<<<<

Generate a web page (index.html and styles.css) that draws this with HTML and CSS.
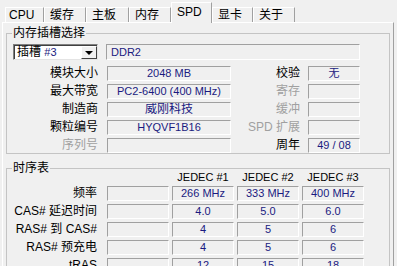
FILE: index.html
```html
<!DOCTYPE html>
<html lang="zh-CN">
<head>
    <meta charset="UTF-8">
    <title>CPU-Z SPD</title>
    <link rel="stylesheet" href="styles.css">
</head>
<body>
<div class="window">

    <!-- Tab strip -->
    <div class="tabs">
        <div class="tab t-cpu">CPU</div>
        <div class="tab t-42">缓存</div>
        <div class="tab t-43">主板</div>
        <div class="tab t-42">内存</div>
        <div class="tab active">SPD</div>
        <div class="tab t-41">显卡</div>
        <div class="tab t-42">关于</div>
    </div>

    <div class="panel">

        <!-- Memory slot selection -->
        <fieldset class="group slot-group">
            <legend>内存插槽选择</legend>

            <div class="slot-row">
                <div class="combo">
                    <span class="combo-text">插槽 <span class="val">#3</span></span>
                    <span class="combo-btn"><span class="arrow"></span></span>
                </div>
                <div class="field type-field">DDR2</div>
            </div>

            <div class="info">
                <span class="label">模块大小</span>
                <span class="field">2048 MB</span>
                <span class="label">校验</span>
                <span class="field">无</span>

                <span class="label">最大带宽</span>
                <span class="field">PC2-6400 (400 MHz)</span>
                <span class="label off">寄存</span>
                <span class="field"></span>

                <span class="label">制造商</span>
                <span class="field cjk">威刚科技</span>
                <span class="label off">缓冲</span>
                <span class="field"></span>

                <span class="label">颗粒编号</span>
                <span class="field">HYQVF1B16</span>
                <span class="label off">SPD 扩展</span>
                <span class="field"></span>

                <span class="label off">序列号</span>
                <span class="field"></span>
                <span class="label">周年</span>
                <span class="field">49 / 08</span>
            </div>
        </fieldset>

        <!-- Timings table -->
        <fieldset class="group timing-group">
            <legend>时序表</legend>

            <div class="timing">
                <span></span>
                <span></span>
                <span class="head">JEDEC #1</span>
                <span class="head">JEDEC #2</span>
                <span class="head">JEDEC #3</span>

                <span class="label">频率</span>
                <span class="field"></span>
                <span class="field">266 MHz</span>
                <span class="field">333 MHz</span>
                <span class="field">400 MHz</span>

                <span class="label">CAS# 延迟时间</span>
                <span class="field"></span>
                <span class="field">4.0</span>
                <span class="field">5.0</span>
                <span class="field">6.0</span>

                <span class="label">RAS# 到 CAS#</span>
                <span class="field"></span>
                <span class="field">4</span>
                <span class="field">5</span>
                <span class="field">6</span>

                <span class="label">RAS# 预充电</span>
                <span class="field"></span>
                <span class="field">4</span>
                <span class="field">5</span>
                <span class="field">6</span>

                <span class="label">tRAS</span>
                <span class="field"></span>
                <span class="field">12</span>
                <span class="field">15</span>
                <span class="field">18</span>
            </div>
        </fieldset>

    </div>
</div>
</body>
</html>
```

FILE: styles.css
```css
/* General page styles */
body {
    margin: 0;
    background-color: #f0f0f0;
    font-family: "Liberation Sans", "Noto Sans CJK SC", sans-serif;
    font-size: 12px;
    color: #000;
    width: 397px;
    height: 266px;
    overflow: hidden;
}

.window {
    padding-left: 2px;
}

/* Tabs */
.tabs {
    display: flex;
    align-items: flex-end;
    height: 22px;
    padding-left: 3px;
}

.tab {
    box-sizing: border-box;
    height: 15px;
    line-height: 14px;
    padding-left: 5px;
    border-top: 1px solid #fff;
    border-left: 1px solid #fff;
    border-right: 1px solid #a0a0a0;
    white-space: nowrap;
}

.t-cpu { width: 39px; padding-left: 3px; }
.t-41 { width: 41px; }
.t-42 { width: 42px; }
.t-43 { width: 43px; }

.tab.active {
    position: relative;
    z-index: 1;
    width: 41px;
    height: 21px;
    line-height: 18px;
    margin-bottom: -1px;
    padding-left: 5px;
    background-color: #f0f0f0;
}

/* Tab page */
.panel {
    box-sizing: border-box;
    width: 392px;
    height: 260px;
    border: 1px solid;
    border-color: #fff #a0a0a0 #a0a0a0 #fff;
}

/* Group boxes */
.group {
    margin: 4px 3px 0 3px;
    padding: 0;
    min-width: 0;
    border: 1px solid #c4c4c4;
}

.group legend {
    margin-left: 5px;
    padding: 0 1px;
    font-size: 12px;
    line-height: 12px;
}

.slot-group {
    padding-top: 5px;
    padding-bottom: 0;
}

.timing-group {
    margin-top: 8px;
    height: 110px;
}

/* Sunken read-only fields */
.field {
    box-sizing: border-box;
    height: 15px;
    border: 1px solid;
    border-color: #a0a0a0 #fff #fff #a0a0a0;
    color: #1a1a80;
    font-size: 11px;
    line-height: 13px;
    text-align: center;
    white-space: nowrap;
    overflow: hidden;
}

.field.cjk {
    font-size: 12px;
}

.label {
    text-align: right;
    line-height: 15px;
    white-space: nowrap;
}

.label.off {
    color: #a0a0a0;
}

/* Slot selector row */
.slot-row {
    display: flex;
    height: 16px;
    margin-bottom: 6px;
}

.combo {
    box-sizing: border-box;
    display: flex;
    width: 85px;
    margin-left: 6px;
    background-color: #fff;
    border: 1px solid;
    border-color: #808080 #e4e4e4 #e4e4e4 #808080;
    box-shadow: inset 1px 1px 0 #404040;
}

.combo-text {
    flex: 1;
    padding-left: 3px;
    line-height: 14px;
    white-space: nowrap;
}

.val {
    color: #1a1a80;
    font-size: 11px;
}

.combo-btn {
    box-sizing: border-box;
    display: flex;
    align-items: center;
    justify-content: center;
    width: 16px;
    margin: 1px 0 0 0;
    background-color: #f0f0f0;
    border: 1px solid;
    border-color: #fff #404040 #404040 #fff;
}

.arrow {
    width: 0;
    height: 0;
    border-left: 4px solid transparent;
    border-right: 4px solid transparent;
    border-top: 4px solid #000;
}

.type-field {
    width: 254px;
    height: 16px;
    line-height: 14px;
    margin-left: 8px;
    padding-left: 4px;
    text-align: left;
}

/* Module info grid */
.info {
    display: grid;
    grid-template-columns: 100px 124px 77px 52px;
    grid-auto-rows: 15px;
    row-gap: 3px;
}

.info .label:nth-child(4n+1) {
    padding-right: 9px;
}

.info .label:nth-child(4n+3) {
    padding-right: 8px;
}

/* Timings grid */
.timing {
    display: grid;
    grid-template-columns: 97px 62px 62px 62px 62px;
    grid-template-rows: 12px;
    grid-auto-rows: 15px;
    column-gap: 3px;
    row-gap: 3px;
    margin-top: -3px;
}

.timing .label {
    padding-right: 7px;
}

.head {
    text-align: center;
    font-size: 11px;
    line-height: 12px;
    white-space: nowrap;
}
```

>>>>

▶ _TASK TO CARRY OUT_: Go through the data above and transcribe it in full, omitting any image.

▶ _SOLUTION TO THIS TASK_:
Generate a web page (index.html and styles.css) that draws this with HTML and CSS.
FILE: index.html
```html
<!DOCTYPE html>
<html lang="zh-CN">
<head>
    <meta charset="UTF-8">
    <title>CPU-Z SPD</title>
    <link rel="stylesheet" href="styles.css">
</head>
<body>
<div class="window">

    <!-- Tab strip -->
    <div class="tabs">
        <div class="tab t-cpu">CPU</div>
        <div class="tab t-42">缓存</div>
        <div class="tab t-43">主板</div>
        <div class="tab t-42">内存</div>
        <div class="tab active">SPD</div>
        <div class="tab t-41">显卡</div>
        <div class="tab t-42">关于</div>
    </div>

    <div class="panel">

        <!-- Memory slot selection -->
        <fieldset class="group slot-group">
            <legend>内存插槽选择</legend>

            <div class="slot-row">
                <div class="combo">
                    <span class="combo-text">插槽 <span class="val">#3</span></span>
                    <span class="combo-btn"><span class="arrow"></span></span>
                </div>
                <div class="field type-field">DDR2</div>
            </div>

            <div class="info">
                <span class="label">模块大小</span>
                <span class="field">2048 MB</span>
                <span class="label">校验</span>
                <span class="field">无</span>

                <span class="label">最大带宽</span>
                <span class="field">PC2-6400 (400 MHz)</span>
                <span class="label off">寄存</span>
                <span class="field"></span>

                <span class="label">制造商</span>
                <span class="field cjk">威刚科技</span>
                <span class="label off">缓冲</span>
                <span class="field"></span>

                <span class="label">颗粒编号</span>
                <span class="field">HYQVF1B16</span>
                <span class="label off">SPD 扩展</span>
                <span class="field"></span>

                <span class="label off">序列号</span>
                <span class="field"></span>
                <span class="label">周年</span>
                <span class="field">49 / 08</span>
            </div>
        </fieldset>

        <!-- Timings table -->
        <fieldset class="group timing-group">
            <legend>时序表</legend>

            <div class="timing">
                <span></span>
                <span></span>
                <span class="head">JEDEC #1</span>
                <span class="head">JEDEC #2</span>
                <span class="head">JEDEC #3</span>

                <span class="label">频率</span>
                <span class="field"></span>
                <span class="field">266 MHz</span>
                <span class="field">333 MHz</span>
                <span class="field">400 MHz</span>

                <span class="label">CAS# 延迟时间</span>
                <span class="field"></span>
                <span class="field">4.0</span>
                <span class="field">5.0</span>
                <span class="field">6.0</span>

                <span class="label">RAS# 到 CAS#</span>
                <span class="field"></span>
                <span class="field">4</span>
                <span class="field">5</span>
                <span class="field">6</span>

                <span class="label">RAS# 预充电</span>
                <span class="field"></span>
                <span class="field">4</span>
                <span class="field">5</span>
                <span class="field">6</span>

                <span class="label">tRAS</span>
                <span class="field"></span>
                <span class="field">12</span>
                <span class="field">15</span>
                <span class="field">18</span>
            </div>
        </fieldset>

    </div>
</div>
</body>
</html>
```

FILE: styles.css
```css
/* General page styles */
body {
    margin: 0;
    background-color: #f0f0f0;
    font-family: "Liberation Sans", "Noto Sans CJK SC", sans-serif;
    font-size: 12px;
    color: #000;
    width: 397px;
    height: 266px;
    overflow: hidden;
}

.window {
    padding-left: 2px;
}

/* Tabs */
.tabs {
    display: flex;
    align-items: flex-end;
    height: 22px;
    padding-left: 3px;
}

.tab {
    box-sizing: border-box;
    height: 15px;
    line-height: 14px;
    padding-left: 5px;
    border-top: 1px solid #fff;
    border-left: 1px solid #fff;
    border-right: 1px solid #a0a0a0;
    white-space: nowrap;
}

.t-cpu { width: 39px; padding-left: 3px; }
.t-41 { width: 41px; }
.t-42 { width: 42px; }
.t-43 { width: 43px; }

.tab.active {
    position: relative;
    z-index: 1;
    width: 41px;
    height: 21px;
    line-height: 18px;
    margin-bottom: -1px;
    padding-left: 5px;
    background-color: #f0f0f0;
}

/* Tab page */
.panel {
    box-sizing: border-box;
    width: 392px;
    height: 260px;
    border: 1px solid;
    border-color: #fff #a0a0a0 #a0a0a0 #fff;
}

/* Group boxes */
.group {
    margin: 4px 3px 0 3px;
    padding: 0;
    min-width: 0;
    border: 1px solid #c4c4c4;
}

.group legend {
    margin-left: 5px;
    padding: 0 1px;
    font-size: 12px;
    line-height: 12px;
}

.slot-group {
    padding-top: 5px;
    padding-bottom: 0;
}

.timing-group {
    margin-top: 8px;
    height: 110px;
}

/* Sunken read-only fields */
.field {
    box-sizing: border-box;
    height: 15px;
    border: 1px solid;
    border-color: #a0a0a0 #fff #fff #a0a0a0;
    color: #1a1a80;
    font-size: 11px;
    line-height: 13px;
    text-align: center;
    white-space: nowrap;
    overflow: hidden;
}

.field.cjk {
    font-size: 12px;
}

.label {
    text-align: right;
    line-height: 15px;
    white-space: nowrap;
}

.label.off {
    color: #a0a0a0;
}

/* Slot selector row */
.slot-row {
    display: flex;
    height: 16px;
    margin-bottom: 6px;
}

.combo {
    box-sizing: border-box;
    display: flex;
    width: 85px;
    margin-left: 6px;
    background-color: #fff;
    border: 1px solid;
    border-color: #808080 #e4e4e4 #e4e4e4 #808080;
    box-shadow: inset 1px 1px 0 #404040;
}

.combo-text {
    flex: 1;
    padding-left: 3px;
    line-height: 14px;
    white-space: nowrap;
}

.val {
    color: #1a1a80;
    font-size: 11px;
}

.combo-btn {
    box-sizing: border-box;
    display: flex;
    align-items: center;
    justify-content: center;
    width: 16px;
    margin: 1px 0 0 0;
    background-color: #f0f0f0;
    border: 1px solid;
    border-color: #fff #404040 #404040 #fff;
}

.arrow {
    width: 0;
    height: 0;
    border-left: 4px solid transparent;
    border-right: 4px solid transparent;
    border-top: 4px solid #000;
}

.type-field {
    width: 254px;
    height: 16px;
    line-height: 14px;
    margin-left: 8px;
    padding-left: 4px;
    text-align: left;
}

/* Module info grid */
.info {
    display: grid;
    grid-template-columns: 100px 124px 77px 52px;
    grid-auto-rows: 15px;
    row-gap: 3px;
}

.info .label:nth-child(4n+1) {
    padding-right: 9px;
}

.info .label:nth-child(4n+3) {
    padding-right: 8px;
}

/* Timings grid */
.timing {
    display: grid;
    grid-template-columns: 97px 62px 62px 62px 62px;
    grid-template-rows: 12px;
    grid-auto-rows: 15px;
    column-gap: 3px;
    row-gap: 3px;
    margin-top: -3px;
}

.timing .label {
    padding-right: 7px;
}

.head {
    text-align: center;
    font-size: 11px;
    line-height: 12px;
    white-space: nowrap;
}
```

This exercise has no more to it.